Prelude to the Conclusion :

The antagonist from the movie Agneepath who commits the gravest of sins under the pretext of the teachings of the Bhagawad Gita said :

“Hum kya le kar aaye the, Hum kya le kar jaayenge”
“We have come empty handed and we shall go the same way, so let us not have any attachments and responsibilities”

Whereas, the protagonist from the movie Sarkar rightly said :

“Naazdeeki phayada dekhne se pehle duur ka nuksaan dekhana zaroori hai.”
“Before looking at the near-term benefits we need to look at the harm we are committing for later life”

The former is That (mis)interpretation of Lord Krishna’s words which deal with our Rights and the latter is what will help us deal with our Responsibilities. Pearl Buck again brilliantly summarizes for us :

“We need to restore the full meaning of that word, duty. It is the other side of rights.”

We only believe in Rights. But no responsibilities. The Code Books written by our earlier religious leaders were exactly meant for this purpose. The purpose was to outline our responsibilities. That the religious books may not remain relevant to some extent, and that we refuse to change them in the name of religion and God is another story, again not the subject of this essay (which I need to end before you go off to sleep).

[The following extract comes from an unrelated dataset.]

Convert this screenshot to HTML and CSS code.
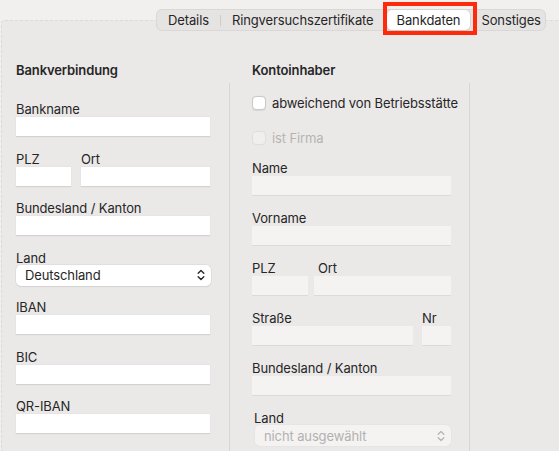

The Courts and Laws of today outline our rights. But who is to teach us our responsibilities. We want the freedom, but we are unable to handle it.

If we are taught to forget the consequence, we are indirectly taught to remain motionless. We are approaching Inertia. And that was the latter part of the message of Lord Krishna written above, “..nor let your attachment be to inaction.”

Conclusion :

Newton’s first law told us that “a body will remain in a constant state unless it is acted upon by an external force”. This constant state is ‘our state of inaction’ and the external force is that of ‘Responsibility’.

Thus, we can now successfully state Newton’s Law of Karma :

“Our body will remain in a state of inaction unless it is acted upon by a sense of Responsibility.”